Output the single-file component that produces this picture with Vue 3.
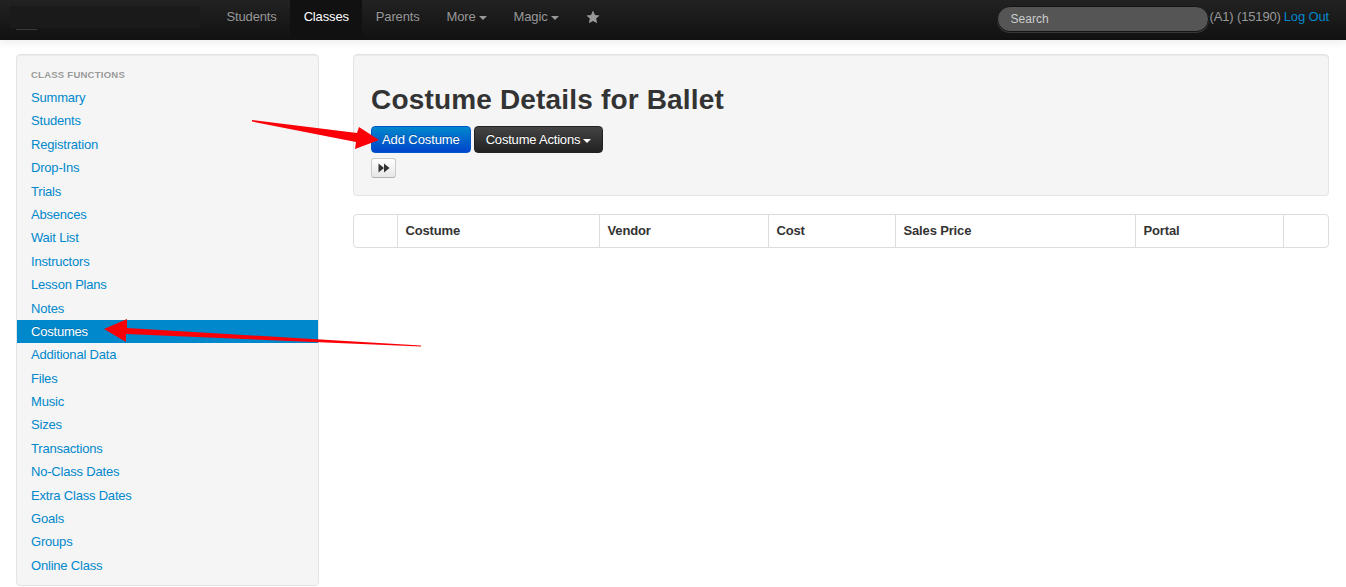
<template>
  <div class="page">
    <div class="navbar">
      <div class="brand"><span class="brand-line"></span></div>
      <ul class="nav">
        <li v-for="item in navItems" :key="item.label" :class="{ active: item.active }">
          {{ item.label }}<span v-if="item.caret" class="caret"></span>
        </li>
        <li class="star-item">
          <svg width="14" height="14" viewBox="0 0 24 24"><path fill="#999" d="M12 1l3.400 7.400 8 .9-6 5.400 1.700 8L12 18.700 4.900 22.700l1.700-8-6-5.400 8-.9z"/></svg>
        </li>
      </ul>
      <div class="nav-right">
        <input class="search" type="text" placeholder="Search">
        <span class="user">(A1) (15190)</span>
        <a class="logout" href="#">Log Out</a>
      </div>
    </div>

    <div class="content">
      <div class="sidebar">
        <div class="side-title">CLASS FUNCTIONS</div>
        <a v-for="link in sideLinks" :key="link" href="#" class="side-link" :class="{ active: link === 'Costumes' }">{{ link }}</a>
      </div>

      <div class="main">
        <div class="hero">
          <h1>Costume Details for Ballet</h1>
          <div class="btn-row">
            <button class="btn btn-blue">Add Costume</button>
            <button class="btn btn-dark">Costume Actions<span class="caret white"></span></button>
          </div>
          <button class="btn-small">
            <svg width="12" height="10" viewBox="0 0 12 10"><path fill="#333" d="M0.500 0.500L6 5 0.500 9.500zM6 0.500L11.500 5 6 9.500z"/></svg>
          </button>
        </div>

        <div class="table">
          <div v-for="(col, i) in columns" :key="i" class="cell" :style="{ width: col.width + 'px' }">{{ col.name }}</div>
        </div>
      </div>
    </div>

    <!-- red arrows drawn over the screenshot -->
    <svg class="arrows" width="1346" height="587" viewBox="0 0 1346 587">
      <path fill="#fb0007" d="M252 120L357 133 359 127 379 140 355 149 356 142 252 121.500z"/>
      <path fill="#fb0007" d="M421 345.500L127 328 127 319 104 329 126 342 126 334 421 346.500z"/>
    </svg>
  </div>
</template>

<script setup>
const navItems = [
  { label: 'Students' },
  { label: 'Classes', active: true },
  { label: 'Parents' },
  { label: 'More', caret: true },
  { label: 'Magic', caret: true },
]

const sideLinks = [
  'Summary', 'Students', 'Registration', 'Drop-Ins', 'Trials', 'Absences', 'Wait List',
  'Instructors', 'Lesson Plans', 'Notes', 'Costumes', 'Additional Data', 'Files', 'Music',
  'Sizes', 'Transactions', 'No-Class Dates', 'Extra Class Dates', 'Goals', 'Groups', 'Online Class',
]

const columns = [
  { name: '', width: 43 },
  { name: 'Costume', width: 202 },
  { name: 'Vendor', width: 169 },
  { name: 'Cost', width: 127 },
  { name: 'Sales Price', width: 240 },
  { name: 'Portal', width: 148 },
  { name: '', width: 45 },
]
</script>

<style>
html, body {
  margin: 0;
  background: #fff;
}
</style>

<style scoped>
.page {
  position: relative;
  width: 1346px;
  height: 587px;
  overflow: hidden;
  font-family: "Liberation Sans", Arial, sans-serif;
  font-size: 13px;
  line-height: 20px;
  letter-spacing: -0.15px;
  color: #333;
}

.navbar {
  display: flex;
  align-items: flex-start;
  height: 40px;
  background: linear-gradient(#222, #111);
  box-shadow: 0 1px 10px rgba(0, 0, 0, 0.1);
}

.brand {
  position: relative;
  flex: none;
  width: 190px;
  height: 22px;
  margin: 6px 13px 0 10px;
  background: #1a1a1a;
}

.brand-line {
  position: absolute;
  left: 6px;
  bottom: -2px;
  width: 21px;
  height: 1px;
  background: #3a3a3a;
}

.nav {
  display: flex;
  list-style: none;
  margin: 0;
  padding: 0;
}

.nav li {
  padding: 7px 13.500px 9px;
  color: #999;
  text-shadow: 0 -1px 0 rgba(0, 0, 0, 0.25);
}

.nav li.active {
  color: #fff;
  background: #111;
}

.nav li.star-item {
  display: flex;
  align-items: center;
  height: 20px;
  padding: 7px 13px 9px 14px;
}

.caret {
  display: inline-block;
  margin-left: 3px;
  vertical-align: middle;
  border-top: 4px solid #999;
  border-left: 4px solid transparent;
  border-right: 4px solid transparent;
}

.caret.white {
  border-top-color: #fff;
}

.nav-right {
  display: flex;
  align-items: flex-start;
  margin-left: auto;
  margin-top: 6px;
  padding-right: 17px;
  color: #999;
}

.search {
  width: 212px;
  height: 26px;
  box-sizing: border-box;
  padding: 0 12px 0 13px;
  margin-right: 1px;
  border: 1px solid #151515;
  border-radius: 14px;
  background: #555;
  box-shadow: 0 1px 0 rgba(255, 255, 255, 0.15);
  color: #ccc;
  font-family: inherit;
  font-size: 12px;
}

.search::placeholder {
  color: #ccc;
  opacity: 1;
}

.user {
  margin-top: 1px;
  margin-right: 3px;
}

.logout {
  margin-top: 1px;
  color: #0088cc;
  text-decoration: none;
}

.content {
  display: flex;
  align-items: flex-start;
  padding: 14px 17px 0 16px;
  gap: 34px;
}

.sidebar {
  box-sizing: border-box;
  flex: none;
  width: 303px;
  height: 532px;
  padding: 10px 0 0;
  background: #f5f5f5;
  border: 1px solid #e3e3e3;
  border-radius: 4px;
  box-shadow: inset 0 1px 1px rgba(0, 0, 0, 0.05);
}

.side-title {
  padding: 0 14px;
  height: 21px;
  font-size: 9.500px;
  font-weight: bold;
  letter-spacing: 0.25px;
  color: #999;
  text-shadow: 0 1px 0 rgba(255, 255, 255, 0.5);
}

.side-link {
  display: block;
  height: 23.400px;
  line-height: 23.400px;
  padding: 0 14px;
  letter-spacing: -0.2px;
  color: #0088cc;
  text-decoration: none;
}

.side-link.active {
  color: #fff;
  background: #0088cc;
  text-shadow: 0 -1px 0 rgba(0, 0, 0, 0.2);
}

.main {
  flex: 1;
  min-width: 0;
}

.hero {
  box-sizing: border-box;
  height: 142px;
  padding: 27px 17px 0;
  background: #f5f5f5;
  border: 1px solid #e3e3e3;
  border-radius: 4px;
  box-shadow: inset 0 1px 1px rgba(0, 0, 0, 0.05);
}

h1 {
  margin: 0 0 8px;
  font-size: 28px;
  line-height: 36px;
  font-weight: bold;
  letter-spacing: 0.17px;
  color: #333;
}

.btn-row {
  display: flex;
  gap: 3px;
  margin-bottom: 5px;
}

.btn {
  height: 27px;
  padding: 0 10px;
  border-radius: 4px;
  font-family: inherit;
  font-size: 13px;
  letter-spacing: -0.1px;
  color: #fff;
  text-shadow: 0 -1px 0 rgba(0, 0, 0, 0.25);
}

.btn-blue {
  border: 1px solid #0055cc;
  background: linear-gradient(#0088cc, #0044cc);
}

.btn-dark {
  padding: 0 11px;
  border: 1px solid #222;
  background: linear-gradient(#444, #222);
  letter-spacing: -0.2px;
}

.btn-small {
  display: flex;
  align-items: center;
  justify-content: center;
  width: 25px;
  height: 20px;
  padding: 0;
  border: 1px solid #ccc;
  border-bottom-color: #b3b3b3;
  border-radius: 3px;
  background: linear-gradient(#fff, #e6e6e6);
}

.table {
  display: flex;
  box-sizing: border-box;
  height: 34px;
  margin-top: 18px;
  border: 1px solid #ddd;
  border-radius: 4px;
}

.cell {
  box-sizing: border-box;
  flex: none;
  padding: 6px 7.500px;
  font-weight: bold;
  border-left: 1px solid #ddd;
  color: #333;
}

.cell:first-child {
  border-left: none;
}

.arrows {
  position: absolute;
  left: 0;
  top: 0;
  pointer-events: none;
}
</style>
#####
Required task
Every line should be retyped exactly, with the pictures omitted.

Solution for this task
Output the single-file component that produces this picture with Vue 3.
<template>
  <div class="page">
    <div class="navbar">
      <div class="brand"><span class="brand-line"></span></div>
      <ul class="nav">
        <li v-for="item in navItems" :key="item.label" :class="{ active: item.active }">
          {{ item.label }}<span v-if="item.caret" class="caret"></span>
        </li>
        <li class="star-item">
          <svg width="14" height="14" viewBox="0 0 24 24"><path fill="#999" d="M12 1l3.400 7.400 8 .9-6 5.400 1.700 8L12 18.700 4.900 22.700l1.700-8-6-5.400 8-.9z"/></svg>
        </li>
      </ul>
      <div class="nav-right">
        <input class="search" type="text" placeholder="Search">
        <span class="user">(A1) (15190)</span>
        <a class="logout" href="#">Log Out</a>
      </div>
    </div>

    <div class="content">
      <div class="sidebar">
        <div class="side-title">CLASS FUNCTIONS</div>
        <a v-for="link in sideLinks" :key="link" href="#" class="side-link" :class="{ active: link === 'Costumes' }">{{ link }}</a>
      </div>

      <div class="main">
        <div class="hero">
          <h1>Costume Details for Ballet</h1>
          <div class="btn-row">
            <button class="btn btn-blue">Add Costume</button>
            <button class="btn btn-dark">Costume Actions<span class="caret white"></span></button>
          </div>
          <button class="btn-small">
            <svg width="12" height="10" viewBox="0 0 12 10"><path fill="#333" d="M0.500 0.500L6 5 0.500 9.500zM6 0.500L11.500 5 6 9.500z"/></svg>
          </button>
        </div>

        <div class="table">
          <div v-for="(col, i) in columns" :key="i" class="cell" :style="{ width: col.width + 'px' }">{{ col.name }}</div>
        </div>
      </div>
    </div>

    <!-- red arrows drawn over the screenshot -->
    <svg class="arrows" width="1346" height="587" viewBox="0 0 1346 587">
      <path fill="#fb0007" d="M252 120L357 133 359 127 379 140 355 149 356 142 252 121.500z"/>
      <path fill="#fb0007" d="M421 345.500L127 328 127 319 104 329 126 342 126 334 421 346.500z"/>
    </svg>
  </div>
</template>

<script setup>
const navItems = [
  { label: 'Students' },
  { label: 'Classes', active: true },
  { label: 'Parents' },
  { label: 'More', caret: true },
  { label: 'Magic', caret: true },
]

const sideLinks = [
  'Summary', 'Students', 'Registration', 'Drop-Ins', 'Trials', 'Absences', 'Wait List',
  'Instructors', 'Lesson Plans', 'Notes', 'Costumes', 'Additional Data', 'Files', 'Music',
  'Sizes', 'Transactions', 'No-Class Dates', 'Extra Class Dates', 'Goals', 'Groups', 'Online Class',
]

const columns = [
  { name: '', width: 43 },
  { name: 'Costume', width: 202 },
  { name: 'Vendor', width: 169 },
  { name: 'Cost', width: 127 },
  { name: 'Sales Price', width: 240 },
  { name: 'Portal', width: 148 },
  { name: '', width: 45 },
]
</script>

<style>
html, body {
  margin: 0;
  background: #fff;
}
</style>

<style scoped>
.page {
  position: relative;
  width: 1346px;
  height: 587px;
  overflow: hidden;
  font-family: "Liberation Sans", Arial, sans-serif;
  font-size: 13px;
  line-height: 20px;
  letter-spacing: -0.15px;
  color: #333;
}

.navbar {
  display: flex;
  align-items: flex-start;
  height: 40px;
  background: linear-gradient(#222, #111);
  box-shadow: 0 1px 10px rgba(0, 0, 0, 0.1);
}

.brand {
  position: relative;
  flex: none;
  width: 190px;
  height: 22px;
  margin: 6px 13px 0 10px;
  background: #1a1a1a;
}

.brand-line {
  position: absolute;
  left: 6px;
  bottom: -2px;
  width: 21px;
  height: 1px;
  background: #3a3a3a;
}

.nav {
  display: flex;
  list-style: none;
  margin: 0;
  padding: 0;
}

.nav li {
  padding: 7px 13.500px 9px;
  color: #999;
  text-shadow: 0 -1px 0 rgba(0, 0, 0, 0.25);
}

.nav li.active {
  color: #fff;
  background: #111;
}

.nav li.star-item {
  display: flex;
  align-items: center;
  height: 20px;
  padding: 7px 13px 9px 14px;
}

.caret {
  display: inline-block;
  margin-left: 3px;
  vertical-align: middle;
  border-top: 4px solid #999;
  border-left: 4px solid transparent;
  border-right: 4px solid transparent;
}

.caret.white {
  border-top-color: #fff;
}

.nav-right {
  display: flex;
  align-items: flex-start;
  margin-left: auto;
  margin-top: 6px;
  padding-right: 17px;
  color: #999;
}

.search {
  width: 212px;
  height: 26px;
  box-sizing: border-box;
  padding: 0 12px 0 13px;
  margin-right: 1px;
  border: 1px solid #151515;
  border-radius: 14px;
  background: #555;
  box-shadow: 0 1px 0 rgba(255, 255, 255, 0.15);
  color: #ccc;
  font-family: inherit;
  font-size: 12px;
}

.search::placeholder {
  color: #ccc;
  opacity: 1;
}

.user {
  margin-top: 1px;
  margin-right: 3px;
}

.logout {
  margin-top: 1px;
  color: #0088cc;
  text-decoration: none;
}

.content {
  display: flex;
  align-items: flex-start;
  padding: 14px 17px 0 16px;
  gap: 34px;
}

.sidebar {
  box-sizing: border-box;
  flex: none;
  width: 303px;
  height: 532px;
  padding: 10px 0 0;
  background: #f5f5f5;
  border: 1px solid #e3e3e3;
  border-radius: 4px;
  box-shadow: inset 0 1px 1px rgba(0, 0, 0, 0.05);
}

.side-title {
  padding: 0 14px;
  height: 21px;
  font-size: 9.500px;
  font-weight: bold;
  letter-spacing: 0.25px;
  color: #999;
  text-shadow: 0 1px 0 rgba(255, 255, 255, 0.5);
}

.side-link {
  display: block;
  height: 23.400px;
  line-height: 23.400px;
  padding: 0 14px;
  letter-spacing: -0.2px;
  color: #0088cc;
  text-decoration: none;
}

.side-link.active {
  color: #fff;
  background: #0088cc;
  text-shadow: 0 -1px 0 rgba(0, 0, 0, 0.2);
}

.main {
  flex: 1;
  min-width: 0;
}

.hero {
  box-sizing: border-box;
  height: 142px;
  padding: 27px 17px 0;
  background: #f5f5f5;
  border: 1px solid #e3e3e3;
  border-radius: 4px;
  box-shadow: inset 0 1px 1px rgba(0, 0, 0, 0.05);
}

h1 {
  margin: 0 0 8px;
  font-size: 28px;
  line-height: 36px;
  font-weight: bold;
  letter-spacing: 0.17px;
  color: #333;
}

.btn-row {
  display: flex;
  gap: 3px;
  margin-bottom: 5px;
}

.btn {
  height: 27px;
  padding: 0 10px;
  border-radius: 4px;
  font-family: inherit;
  font-size: 13px;
  letter-spacing: -0.1px;
  color: #fff;
  text-shadow: 0 -1px 0 rgba(0, 0, 0, 0.25);
}

.btn-blue {
  border: 1px solid #0055cc;
  background: linear-gradient(#0088cc, #0044cc);
}

.btn-dark {
  padding: 0 11px;
  border: 1px solid #222;
  background: linear-gradient(#444, #222);
  letter-spacing: -0.2px;
}

.btn-small {
  display: flex;
  align-items: center;
  justify-content: center;
  width: 25px;
  height: 20px;
  padding: 0;
  border: 1px solid #ccc;
  border-bottom-color: #b3b3b3;
  border-radius: 3px;
  background: linear-gradient(#fff, #e6e6e6);
}

.table {
  display: flex;
  box-sizing: border-box;
  height: 34px;
  margin-top: 18px;
  border: 1px solid #ddd;
  border-radius: 4px;
}

.cell {
  box-sizing: border-box;
  flex: none;
  padding: 6px 7.500px;
  font-weight: bold;
  border-left: 1px solid #ddd;
  color: #333;
}

.cell:first-child {
  border-left: none;
}

.arrows {
  position: absolute;
  left: 0;
  top: 0;
  pointer-events: none;
}
</style>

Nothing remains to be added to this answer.